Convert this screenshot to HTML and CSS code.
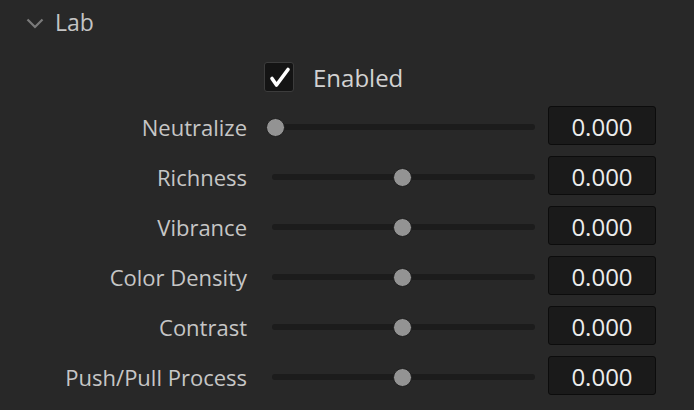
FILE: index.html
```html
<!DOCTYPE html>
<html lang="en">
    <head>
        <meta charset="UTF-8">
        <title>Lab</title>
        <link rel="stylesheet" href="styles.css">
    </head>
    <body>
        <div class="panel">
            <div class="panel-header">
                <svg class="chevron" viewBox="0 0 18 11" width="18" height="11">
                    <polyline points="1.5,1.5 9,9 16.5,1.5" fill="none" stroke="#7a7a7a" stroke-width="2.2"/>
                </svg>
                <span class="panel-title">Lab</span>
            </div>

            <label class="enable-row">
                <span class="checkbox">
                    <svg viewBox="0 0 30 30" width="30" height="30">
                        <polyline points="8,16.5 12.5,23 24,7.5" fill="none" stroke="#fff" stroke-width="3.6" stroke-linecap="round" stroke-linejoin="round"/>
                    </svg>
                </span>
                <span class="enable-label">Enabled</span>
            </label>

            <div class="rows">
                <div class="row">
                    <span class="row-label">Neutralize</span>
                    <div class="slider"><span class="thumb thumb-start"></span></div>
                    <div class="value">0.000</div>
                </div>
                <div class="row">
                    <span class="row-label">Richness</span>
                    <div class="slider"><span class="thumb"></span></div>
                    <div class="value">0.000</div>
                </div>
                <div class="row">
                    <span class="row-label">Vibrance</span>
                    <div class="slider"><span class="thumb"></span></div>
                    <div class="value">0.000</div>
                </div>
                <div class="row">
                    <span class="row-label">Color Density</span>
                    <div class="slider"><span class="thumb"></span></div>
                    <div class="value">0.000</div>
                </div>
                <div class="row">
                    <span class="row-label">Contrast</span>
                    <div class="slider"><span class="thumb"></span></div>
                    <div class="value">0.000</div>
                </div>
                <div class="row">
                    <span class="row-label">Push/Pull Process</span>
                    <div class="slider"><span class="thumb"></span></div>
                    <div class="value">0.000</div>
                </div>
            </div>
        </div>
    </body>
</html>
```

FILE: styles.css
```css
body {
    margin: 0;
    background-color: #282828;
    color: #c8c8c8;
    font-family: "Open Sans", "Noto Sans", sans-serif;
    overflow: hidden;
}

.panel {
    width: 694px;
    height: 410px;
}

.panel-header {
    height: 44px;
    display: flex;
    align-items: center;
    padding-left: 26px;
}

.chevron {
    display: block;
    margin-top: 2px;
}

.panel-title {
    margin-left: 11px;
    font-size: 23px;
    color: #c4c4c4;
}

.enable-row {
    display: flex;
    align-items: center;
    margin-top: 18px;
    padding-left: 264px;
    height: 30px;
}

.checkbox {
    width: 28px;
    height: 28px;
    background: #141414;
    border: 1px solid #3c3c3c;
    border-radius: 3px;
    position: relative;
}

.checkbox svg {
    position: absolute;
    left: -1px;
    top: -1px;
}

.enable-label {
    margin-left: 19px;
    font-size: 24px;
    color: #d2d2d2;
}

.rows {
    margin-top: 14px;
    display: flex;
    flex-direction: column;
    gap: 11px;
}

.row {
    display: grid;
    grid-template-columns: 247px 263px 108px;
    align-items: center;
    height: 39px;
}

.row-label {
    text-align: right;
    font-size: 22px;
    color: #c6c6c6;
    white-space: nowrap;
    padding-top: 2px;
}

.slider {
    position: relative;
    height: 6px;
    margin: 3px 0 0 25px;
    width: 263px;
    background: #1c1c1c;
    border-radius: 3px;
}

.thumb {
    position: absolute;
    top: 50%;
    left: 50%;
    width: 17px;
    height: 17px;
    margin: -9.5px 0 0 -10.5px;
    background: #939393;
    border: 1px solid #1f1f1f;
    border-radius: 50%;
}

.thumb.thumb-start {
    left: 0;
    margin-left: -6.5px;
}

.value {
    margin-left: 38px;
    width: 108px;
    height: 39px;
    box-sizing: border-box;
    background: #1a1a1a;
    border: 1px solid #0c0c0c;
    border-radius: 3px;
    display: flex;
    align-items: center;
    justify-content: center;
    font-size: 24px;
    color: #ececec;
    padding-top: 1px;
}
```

Objective:
Make an exact copy of the data, leaving its pictures out.

Worked solution:
Convert this screenshot to HTML and CSS code.
FILE: index.html
```html
<!DOCTYPE html>
<html lang="en">
    <head>
        <meta charset="UTF-8">
        <title>Lab</title>
        <link rel="stylesheet" href="styles.css">
    </head>
    <body>
        <div class="panel">
            <div class="panel-header">
                <svg class="chevron" viewBox="0 0 18 11" width="18" height="11">
                    <polyline points="1.5,1.5 9,9 16.5,1.5" fill="none" stroke="#7a7a7a" stroke-width="2.2"/>
                </svg>
                <span class="panel-title">Lab</span>
            </div>

            <label class="enable-row">
                <span class="checkbox">
                    <svg viewBox="0 0 30 30" width="30" height="30">
                        <polyline points="8,16.5 12.5,23 24,7.5" fill="none" stroke="#fff" stroke-width="3.6" stroke-linecap="round" stroke-linejoin="round"/>
                    </svg>
                </span>
                <span class="enable-label">Enabled</span>
            </label>

            <div class="rows">
                <div class="row">
                    <span class="row-label">Neutralize</span>
                    <div class="slider"><span class="thumb thumb-start"></span></div>
                    <div class="value">0.000</div>
                </div>
                <div class="row">
                    <span class="row-label">Richness</span>
                    <div class="slider"><span class="thumb"></span></div>
                    <div class="value">0.000</div>
                </div>
                <div class="row">
                    <span class="row-label">Vibrance</span>
                    <div class="slider"><span class="thumb"></span></div>
                    <div class="value">0.000</div>
                </div>
                <div class="row">
                    <span class="row-label">Color Density</span>
                    <div class="slider"><span class="thumb"></span></div>
                    <div class="value">0.000</div>
                </div>
                <div class="row">
                    <span class="row-label">Contrast</span>
                    <div class="slider"><span class="thumb"></span></div>
                    <div class="value">0.000</div>
                </div>
                <div class="row">
                    <span class="row-label">Push/Pull Process</span>
                    <div class="slider"><span class="thumb"></span></div>
                    <div class="value">0.000</div>
                </div>
            </div>
        </div>
    </body>
</html>
```

FILE: styles.css
```css
body {
    margin: 0;
    background-color: #282828;
    color: #c8c8c8;
    font-family: "Open Sans", "Noto Sans", sans-serif;
    overflow: hidden;
}

.panel {
    width: 694px;
    height: 410px;
}

.panel-header {
    height: 44px;
    display: flex;
    align-items: center;
    padding-left: 26px;
}

.chevron {
    display: block;
    margin-top: 2px;
}

.panel-title {
    margin-left: 11px;
    font-size: 23px;
    color: #c4c4c4;
}

.enable-row {
    display: flex;
    align-items: center;
    margin-top: 18px;
    padding-left: 264px;
    height: 30px;
}

.checkbox {
    width: 28px;
    height: 28px;
    background: #141414;
    border: 1px solid #3c3c3c;
    border-radius: 3px;
    position: relative;
}

.checkbox svg {
    position: absolute;
    left: -1px;
    top: -1px;
}

.enable-label {
    margin-left: 19px;
    font-size: 24px;
    color: #d2d2d2;
}

.rows {
    margin-top: 14px;
    display: flex;
    flex-direction: column;
    gap: 11px;
}

.row {
    display: grid;
    grid-template-columns: 247px 263px 108px;
    align-items: center;
    height: 39px;
}

.row-label {
    text-align: right;
    font-size: 22px;
    color: #c6c6c6;
    white-space: nowrap;
    padding-top: 2px;
}

.slider {
    position: relative;
    height: 6px;
    margin: 3px 0 0 25px;
    width: 263px;
    background: #1c1c1c;
    border-radius: 3px;
}

.thumb {
    position: absolute;
    top: 50%;
    left: 50%;
    width: 17px;
    height: 17px;
    margin: -9.5px 0 0 -10.5px;
    background: #939393;
    border: 1px solid #1f1f1f;
    border-radius: 50%;
}

.thumb.thumb-start {
    left: 0;
    margin-left: -6.5px;
}

.value {
    margin-left: 38px;
    width: 108px;
    height: 39px;
    box-sizing: border-box;
    background: #1a1a1a;
    border: 1px solid #0c0c0c;
    border-radius: 3px;
    display: flex;
    align-items: center;
    justify-content: center;
    font-size: 24px;
    color: #ececec;
    padding-top: 1px;
}
```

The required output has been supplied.